La plegaria eucarística constituye el momento
central. No nos podemos distraer. «Levantamos el corazón» para dar gracias a
Dios. Es bueno, es justo y necesario agradecer a Dios por la vida, por la
creación entera, por el regalo que es Jesucristo. La vida no es sólo trabajo,
esfuerzo y agitación. Es también celebración, acción de gracias y alabanza a
Dios. Es un respiro reunirnos cada domingo para sentir la vida como regalo y
dar gracias al Creador.
La comunión con Cristo es decisiva. Es el
momento de acoger a Jesús en nuestra vida para experimentarlo en nosotros, para
identificarnos con él y para dejarnos trabajar, consolar y fortalecer por su
Espíritu.
Todo esto no lo vivimos encerrados en nuestro
pequeño mundo. Cantamos juntos el Padrenuestro sintiéndonos hermanos de todos.
Le pedimos que a nadie le falte el pan ni el perdón. Nos damos la paz y la
buscamos para todos.
…………….
El
episodio de la multiplicación de los panes gozó de gran popularidad entre los
seguidores de Jesús. Todos los evangelistas lo recuerdan. Seguramente, les
conmovía pensar que aquel hombre de Dios se había preocupado de alimentar a una
muchedumbre que se había quedado sin lo necesario para comer.
Según
la versión de Juan, el primero que piensa en el hambre de aquel gentío que ha
acudido a escucharlo es Jesús. Esta gente necesita comer; hay que hacer algo
por ellos. Así era Jesús. Vivía pensando en las necesidades básicas del ser
humano.
Felipe le hace ver que no tienen dinero. Entre los discípulos, todos son
pobres: no pueden comprar pan para tantos. Jesús lo sabe. Los que tienen dinero
no resolverán nunca el problema del hambre en el mundo. Se necesita algo más
que dinero.
Jesús
les va a ayudar a vislumbrar un camino diferente. Antes que nada, es necesario
que nadie acapare lo suyo para sí mismo si hay otros que pasan hambre. Sus
discípulos tendrán que aprender a poner a disposición de los hambrientos lo que
tengan, aunque sólo sea «cinco panes de cebada y un par de peces».
La
actitud de Jesús es la más sencilla y humana que podemos imaginar. Pero, ¿quién
nos va enseñar a nosotros a compartir, si solo sabemos comprar? ¿quién nos va a
liberar de nuestra indiferencia ante los que mueren de hambre? ¿hay algo que
nos pueda hacer más humanos? ¿se producirá algún día ese “milagro” de la
solidaridad real entre todos?
Jesús
piensa en Dios. No es posible creer en él como Padre de todos, y vivir dejando
que sus hijos e hijas mueran de hambre. Por eso, toma los alimentos que han
recogido en el grupo, «levanta los ojos al cielo y dice la acción de gracias».

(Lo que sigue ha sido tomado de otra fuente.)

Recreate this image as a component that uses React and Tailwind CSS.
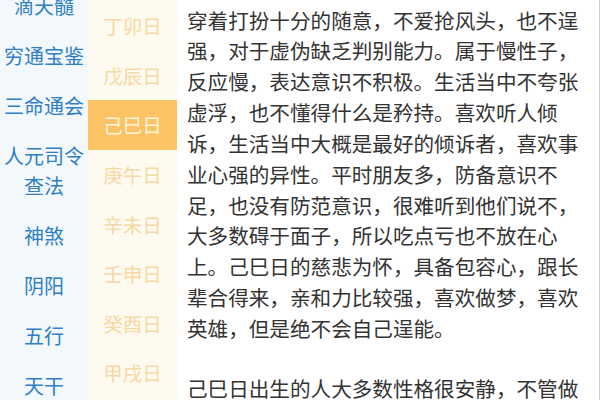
const categories = [
  { lines: ['滴天髓'] },
  { lines: ['穷通宝鉴'] },
  { lines: ['三命通会'] },
  { lines: ['人元司令', '查法'] },
  { lines: ['神煞'] },
  { lines: ['阴阳'] },
  { lines: ['五行'] },
  { lines: ['天干'] },
];

const days = ['丁卯日', '戊辰日', '己巳日', '庚午日', '辛未日', '壬申日', '癸酉日', '甲戌日'];

const paragraphs = [
  '穿着打扮十分的随意，不爱抢风头，也不逞强，对于虚伪缺乏判别能力。属于慢性子，反应慢，表达意识不积极。生活当中不夸张虚浮，也不懂得什么是矜持。喜欢听人倾诉，生活当中大概是最好的倾诉者，喜欢事业心强的异性。平时朋友多，防备意识不足，也没有防范意识，很难听到他们说不，大多数碍于面子，所以吃点亏也不放在心上。己巳日的慈悲为怀，具备包容心，跟长辈合得来，亲和力比较强，喜欢做梦，喜欢英雄，但是绝不会自己逞能。',
  '己巳日出生的人大多数性格很安静，不管做什么事情都比较沉稳，不急不躁。',
];

export default function App() {
  return (
    <div
      className="flex h-[400px] w-[600px] overflow-hidden bg-white"
      style={{ fontFamily: '"Noto Sans CJK SC", "Noto Sans", sans-serif' }}
    >
      {/* 分类 */}
      <div className="w-[88px] shrink-0 bg-[#f3f8fd]">
        <div className="-mt-[19px]">
          {categories.map((c) => (
            <div key={c.lines[0]} className="flex flex-col items-center py-[10px] text-[20px] leading-[30px] text-[#2f7fc6]">
              {c.lines.map((l) => (
                <span key={l}>{l}</span>
              ))}
            </div>
          ))}
        </div>
      </div>

      {/* 日柱 */}
      <div className="w-[89px] shrink-0 bg-[#fffaf0] pt-px">
        {days.map((d) => (
          <div
            key={d}
            className={
              d === '己巳日'
                ? 'flex h-[49.6px] items-center justify-center bg-[#fcc264] text-[19.5px] text-[#fff4df]'
                : 'flex h-[49.6px] items-center justify-center text-[19.5px] text-[#f6d9a2]'
            }
          >
            {d}
          </div>
        ))}
      </div>

      {/* 正文 */}
      <div className="flex-1 border-r border-[#cfcfcf] pl-[10px] pt-[4.5px]">
        <div className="w-[405px] text-[20.6px] leading-[30.85px] text-[#333333]">
          {paragraphs.map((p, i) => (
            <p key={i} className={i > 0 ? 'mt-[29px]' : ''}>
              {p}
            </p>
          ))}
        </div>
      </div>
    </div>
  );
}
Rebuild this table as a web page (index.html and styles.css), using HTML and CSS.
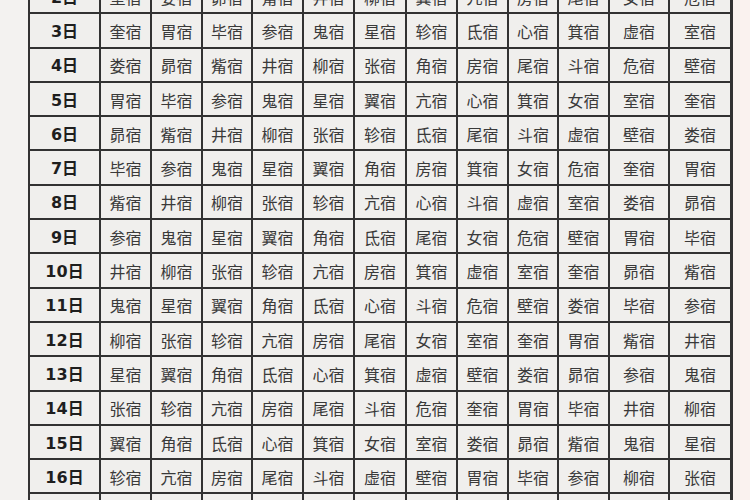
FILE: index.html
```html
<!DOCTYPE html>
<html lang="zh">
<head>
<meta charset="utf-8">
<title>宿曜表</title>
<link rel="stylesheet" href="styles.css">
</head>
<body>
<div class="page">
  <div class="side-left"></div>
  <table class="xiu">
    <colgroup>
      <col class="c-day"><col class="c49"><col class="c49"><col class="c48"><col class="c49"><col class="c49"><col class="c50"><col class="c49"><col class="c49"><col class="c48"><col class="c49"><col class="c58"><col class="c60">
    </colgroup>
    <tbody>
      <tr><th>2日</th><td>壁宿</td><td>娄宿</td><td>昴宿</td><td>觜宿</td><td>井宿</td><td>柳宿</td><td>翼宿</td><td>亢宿</td><td>房宿</td><td>尾宿</td><td>女宿</td><td>危宿</td></tr>
      <tr><th>3日</th><td>奎宿</td><td>胃宿</td><td>毕宿</td><td>参宿</td><td>鬼宿</td><td>星宿</td><td>轸宿</td><td>氐宿</td><td>心宿</td><td>箕宿</td><td>虚宿</td><td>室宿</td></tr>
      <tr><th>4日</th><td>娄宿</td><td>昴宿</td><td>觜宿</td><td>井宿</td><td>柳宿</td><td>张宿</td><td>角宿</td><td>房宿</td><td>尾宿</td><td>斗宿</td><td>危宿</td><td>壁宿</td></tr>
      <tr><th>5日</th><td>胃宿</td><td>毕宿</td><td>参宿</td><td>鬼宿</td><td>星宿</td><td>翼宿</td><td>亢宿</td><td>心宿</td><td>箕宿</td><td>女宿</td><td>室宿</td><td>奎宿</td></tr>
      <tr><th>6日</th><td>昴宿</td><td>觜宿</td><td>井宿</td><td>柳宿</td><td>张宿</td><td>轸宿</td><td>氐宿</td><td>尾宿</td><td>斗宿</td><td>虚宿</td><td>壁宿</td><td>娄宿</td></tr>
      <tr><th>7日</th><td>毕宿</td><td>参宿</td><td>鬼宿</td><td>星宿</td><td>翼宿</td><td>角宿</td><td>房宿</td><td>箕宿</td><td>女宿</td><td>危宿</td><td>奎宿</td><td>胃宿</td></tr>
      <tr><th>8日</th><td>觜宿</td><td>井宿</td><td>柳宿</td><td>张宿</td><td>轸宿</td><td>亢宿</td><td>心宿</td><td>斗宿</td><td>虚宿</td><td>室宿</td><td>娄宿</td><td>昴宿</td></tr>
      <tr><th>9日</th><td>参宿</td><td>鬼宿</td><td>星宿</td><td>翼宿</td><td>角宿</td><td>氐宿</td><td>尾宿</td><td>女宿</td><td>危宿</td><td>壁宿</td><td>胃宿</td><td>毕宿</td></tr>
      <tr><th>10日</th><td>井宿</td><td>柳宿</td><td>张宿</td><td>轸宿</td><td>亢宿</td><td>房宿</td><td>箕宿</td><td>虚宿</td><td>室宿</td><td>奎宿</td><td>昴宿</td><td>觜宿</td></tr>
      <tr><th>11日</th><td>鬼宿</td><td>星宿</td><td>翼宿</td><td>角宿</td><td>氐宿</td><td>心宿</td><td>斗宿</td><td>危宿</td><td>壁宿</td><td>娄宿</td><td>毕宿</td><td>参宿</td></tr>
      <tr><th>12日</th><td>柳宿</td><td>张宿</td><td>轸宿</td><td>亢宿</td><td>房宿</td><td>尾宿</td><td>女宿</td><td>室宿</td><td>奎宿</td><td>胃宿</td><td>觜宿</td><td>井宿</td></tr>
      <tr><th>13日</th><td>星宿</td><td>翼宿</td><td>角宿</td><td>氐宿</td><td>心宿</td><td>箕宿</td><td>虚宿</td><td>壁宿</td><td>娄宿</td><td>昴宿</td><td>参宿</td><td>鬼宿</td></tr>
      <tr><th>14日</th><td>张宿</td><td>轸宿</td><td>亢宿</td><td>房宿</td><td>尾宿</td><td>斗宿</td><td>危宿</td><td>奎宿</td><td>胃宿</td><td>毕宿</td><td>井宿</td><td>柳宿</td></tr>
      <tr><th>15日</th><td>翼宿</td><td>角宿</td><td>氐宿</td><td>心宿</td><td>箕宿</td><td>女宿</td><td>室宿</td><td>娄宿</td><td>昴宿</td><td>觜宿</td><td>鬼宿</td><td>星宿</td></tr>
      <tr><th>16日</th><td>轸宿</td><td>亢宿</td><td>房宿</td><td>尾宿</td><td>斗宿</td><td>虚宿</td><td>壁宿</td><td>胃宿</td><td>毕宿</td><td>参宿</td><td>柳宿</td><td>张宿</td></tr>
      <tr><th>17日</th><td>角宿</td><td>氐宿</td><td>心宿</td><td>箕宿</td><td>女宿</td><td>危宿</td><td>奎宿</td><td>昴宿</td><td>觜宿</td><td>井宿</td><td>星宿</td><td>翼宿</td></tr>
    </tbody>
  </table>
  <div class="side-right"></div>
</div>
</body>
</html>
```
FILE: styles.css
```css
html, body {
  margin: 0;
  padding: 0;
  height: 100%;
  overflow: hidden;
  background: #f4f3f1;
}

.page {
  display: flex;
  align-items: flex-start;
  height: 500px;
  overflow: hidden;
}

.side-left {
  width: 28px;
  flex: none;
  align-self: stretch;
  background: #f3f2f0;
}

.side-right {
  flex: 1;
  align-self: stretch;
  background: #faf2ef;
}

.xiu {
  flex: none;
  margin-top: -22px;
  border-collapse: separate;
  border-spacing: 2px;
  background: #323232;
  border-right: 1px solid #323232;
  table-layout: fixed;
  width: 705px;
  font-family: "Noto Sans CJK SC", "DejaVu Sans", sans-serif;
}

.c-day { width: 69px; }
.c48 { width: 48px; }
.c49 { width: 49px; }
.c50 { width: 50px; }
.c58 { width: 58px; }
.c60 { width: 60px; }

.xiu tr {
  height: 32.3px;
}

.xiu th,
.xiu td {
  padding: 0;
  background: #f0efed;
  text-align: center;
  vertical-align: middle;
  line-height: 16px;
  white-space: nowrap;
  overflow: hidden;
}

.xiu th {
  font-family: "DejaVu Sans", "Noto Sans CJK SC", sans-serif;
  font-weight: bold;
  font-size: 16px;
  color: #1e1e1e;
  padding-top: 3px;
}

.xiu td {
  font-size: 16px;
  color: #3a3a3a;
  padding-top: 1px;
}
```
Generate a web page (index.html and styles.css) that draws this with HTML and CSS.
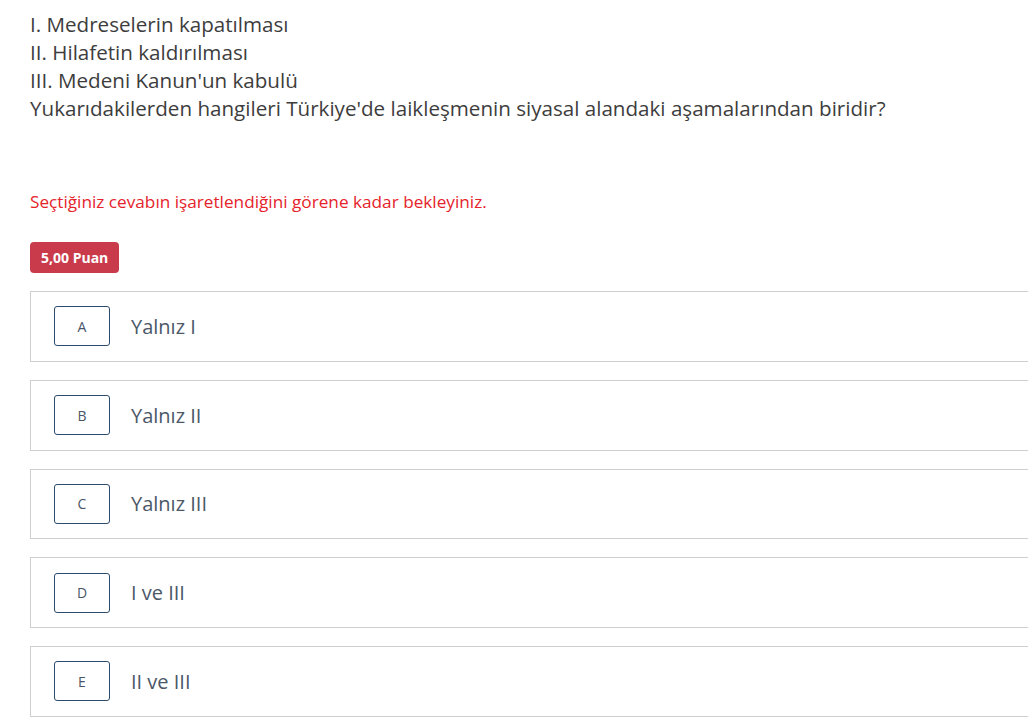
FILE: index.html
```html
<!DOCTYPE html>
<html lang="tr">
<head>
<meta charset="utf-8">
<link rel="stylesheet" href="styles.css">
</head>
<body>
<div class="page">
  <div class="question">
    <p>I. Medreselerin kapatılması</p>
    <p>II. Hilafetin kaldırılması</p>
    <p>III. Medeni Kanun'un kabulü</p>
    <p>Yukarıdakilerden hangileri Türkiye'de laikleşmenin siyasal alandaki aşamalarından biridir?</p>
  </div>
  <p class="warning">Seçtiğiniz cevabın işaretlendiğini görene kadar bekleyiniz.</p>
  <span class="badge">5,00 Puan</span>
  <div class="options">
    <div class="option"><span class="letter">A</span><span class="text">Yalnız I</span></div>
    <div class="option"><span class="letter">B</span><span class="text">Yalnız II</span></div>
    <div class="option"><span class="letter">C</span><span class="text">Yalnız III</span></div>
    <div class="option"><span class="letter">D</span><span class="text">I ve III</span></div>
    <div class="option"><span class="letter">E</span><span class="text">II ve III</span></div>
  </div>
</div>
</body>
</html>
```
FILE: styles.css
```css
html, body {
  margin: 0;
  padding: 0;
  background: #fff;
}
body {
  font-family: "Open Sans", "Noto Sans", sans-serif;
  overflow: hidden;
}
.page {
  padding: 10px 0 0 30px;
  overflow: hidden;
}
.question p {
  margin: 0;
  font-size: 20.6px;
  line-height: 28px;
  color: #3d3d3d;
}
.warning {
  margin: 68px 0 0;
  font-size: 17.2px;
  line-height: 24px;
  color: #e5232b;
}
.badge {
  display: inline-block;
  margin-top: 28px;
  background: #c93a4b;
  color: #fff;
  font-weight: 700;
  font-size: 14px;
  line-height: 31px;
  height: 31px;
  padding: 0 11px;
  border-radius: 4px;
}
.options {
  margin-top: 18px;
  display: flex;
  flex-direction: column;
  gap: 18px;
  margin-right: -20px;
}
.option {
  display: flex;
  align-items: center;
  height: 68.75px;
  border: 1px solid #cfcfcf;
  padding-left: 23px;
}
.letter {
  width: 54px;
  height: 38px;
  border: 1px solid #2d4b6e;
  border-radius: 3px;
  display: flex;
  align-items: center;
  justify-content: center;
  font-size: 14px;
  color: #4a5668;
}
.text {
  margin-left: 21px;
  font-size: 20px;
  color: #4b5868;
}
```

La Tierra y todo lo que nos alimenta lo hemos recibido de Dios. Es regalo del
Padre destinado a todos sus hijos e hijas. Si vivimos privando a otros de lo
que necesitan para vivir es que lo hemos olvidado. Es nuestro gran pecado
aunque casi nunca lo confesemos.
Al
compartir el pan de la eucaristía, los primeros cristianos se sentían
alimentados por Cristo resucitado, pero, al mismo tiempo, recordaban el gesto
de Jesús y compartían sus bienes con los más necesitados. Se sentían hermanos.
No habían olvidado todavía el Espíritu de Jesús.